You hang on to two good players whom people like, who help you win and get back to the playoffs, and then you clear the decks to let the kids run the show next year and — once you've taken care of them (several of them, at least) with extensions, which Favors and Hayward will be in line for after next season — beyond. Considering how clearly frightened NBA teams are of getting on the wrong side of the balance sheet given the steep penalties for luxury-tax teams under the new collective bargaining agreement, especially the coming repeater tax, this doesn't seem like the worst plan in the world.

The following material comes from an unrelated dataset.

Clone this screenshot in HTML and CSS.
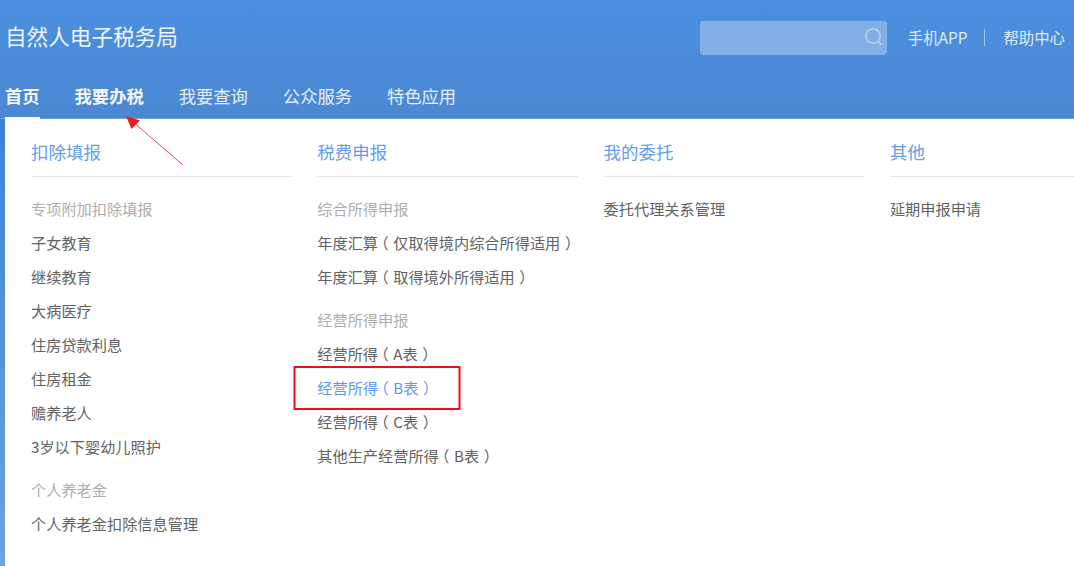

All told, it's not all that different a situation than the one that faced the Atlanta Hawks as they tried to decide what they wanted to do with Josh Smith; ultimately, Hawks boss Danny Ferry chose the same path. Unless, of course, Lindsey's plan is to use chunks of that $30-plus million in prospective cap space to re-up Jefferson and/or Millsap for multiple years. Re-upping one of them (preferably Millsap) would tighten things somewhat, but wouldn't be altogether awful; unless they were willing to take well-below-market deals, re-upping both of them would be disastrous, tying up far too much money in the frontcourt when the team desperately needs to find the future answer at point guard and more reliable outside shooting on the wings, and continuing to stall the progression of both Favors and Kanter.

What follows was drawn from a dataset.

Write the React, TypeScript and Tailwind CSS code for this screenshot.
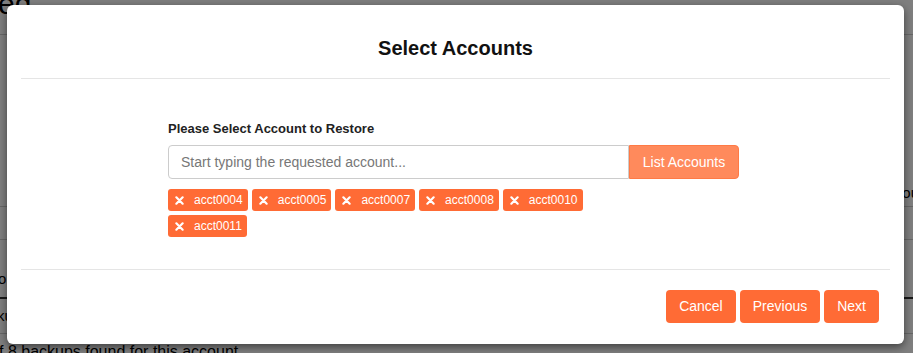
import React from "react";

const accounts = ["acct0004", "acct0005", "acct0007", "acct0008", "acct0010", "acct0011"];

function XIcon() {
  return (
    <svg width="9" height="9" viewBox="0 0 10 10" className="shrink-0">
      <path d="M1.5 1.5 L8.5 8.5 M8.5 1.5 L1.5 8.5" stroke="white" strokeWidth="2.4" strokeLinecap="round" />
    </svg>
  );
}

export default function App() {
  return (
    <div className="relative h-[353px] w-full overflow-hidden bg-white font-['Liberation_Sans',Arial,sans-serif] text-black">
      {/* background page */}
      <div className="flex flex-col">
        <div className="h-[35px] border-b border-[#cfcfcf] overflow-hidden">
          <div className="-mt-[14px] -ml-[2px] text-[30px] leading-[36px]">ed</div>
        </div>
        <div className="h-[171px] flex items-end justify-end pb-[4px]">
          <span className="text-[15px] leading-[18px] -mr-[6px]">ou</span>
        </div>
        <div className="h-[33px] border-t border-[#cfcfcf]" />
        <div className="h-[58px] border-t border-[#cfcfcf] flex items-center pt-[20px]">
          <span className="text-[15px] leading-[18px] -ml-[2px]">o</span>
        </div>
        <div className="h-[36px] border-t-2 border-[#333] flex items-center">
          <span className="text-[15px] leading-[18px] -ml-[3px]">ku</span>
        </div>
        <div className="border-t border-[#cfcfcf] pt-[9px]">
          <span className="text-[16px] leading-[18px] -ml-[1px] block">f 8 backups found for this account</span>
        </div>
      </div>

      {/* overlay */}
      <div className="absolute inset-0 bg-black/50" />

      {/* modal */}
      <div className="absolute left-[7px] top-[5px] w-[897px] h-[339px] rounded-[6px] bg-white shadow-[0_3px_9px_rgba(0,0,0,0.5)] flex flex-col">
        <div className="pt-[31px] pb-[18px] text-center">
          <h2 className="text-[20px] leading-[24px] font-bold text-[#111]">Select Accounts</h2>
        </div>
        <div className="mx-[14px] border-t border-[#e5e5e5]" />

        <div className="h-[190px] pt-[42px] pl-[161px]">
          <div className="w-[571px]">
            <label className="block text-[13px] leading-[16px] font-bold text-[#222]">
              Please Select Account to Restore
            </label>
            <div className="mt-[8px] flex h-[34px]">
              <input
                className="w-[461px] h-full rounded-l-[4px] border border-[#cccccc] px-[12px] text-[14px] text-[#555] placeholder:text-[#777] outline-none"
                placeholder="Start typing the requested account..."
              />
              <button className="w-[110px] h-full rounded-r-[4px] bg-[#ff8a5c] border border-[#ff7a45] text-white text-[14px]">
                List Accounts
              </button>
            </div>
            <div className="mt-[10px] flex flex-wrap gap-x-[4px] gap-y-[4px] w-[420px]">
              {accounts.map((a) => (
                <span
                  key={a}
                  className="h-[22px] flex items-center gap-[10px] pl-[7px] pr-[5px] rounded-[3px] bg-[#ff6b35] text-white text-[12px] leading-[14px]"
                >
                  <XIcon />
                  {a}
                </span>
              ))}
            </div>
          </div>
        </div>

        <div className="mx-[14px] border-t border-[#e5e5e5]" />
        <div className="flex justify-end gap-[4px] pt-[20px] pr-[25px]">
          <button className="h-[33px] px-[13px] rounded-[4px] bg-[#ff6b35] text-white text-[14px]">Cancel</button>
          <button className="h-[33px] px-[13px] rounded-[4px] bg-[#ff6b35] text-white text-[14px]">Previous</button>
          <button className="h-[33px] px-[13px] rounded-[4px] bg-[#ff6b35] text-white text-[14px]">Next</button>
        </div>
      </div>
    </div>
  );
}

The hope, if you're a Jazz fan, is that a front-office combination led by prudent-but-not-flashy senior VP of basketball operations Kevin O'Connor and GM Lindsey, who came out of the heralded San Antonio Spurs system under R.C. Buford and Gregg Popovich, would be wise enough to avoid that prolonged glut. And that the Jazz don't hit a skid in the weeks ahead and wind up dropping down out of the West's postseason picture with nothing to show for their expiring assets. And you also hope Lindsey telling the truth about that Bledsoe deal not really being there, because man, that would've been fun, and not pulling the trigger would seem like a pretty big miss.

So, I guess, hope springs eternal in Salt Lake City.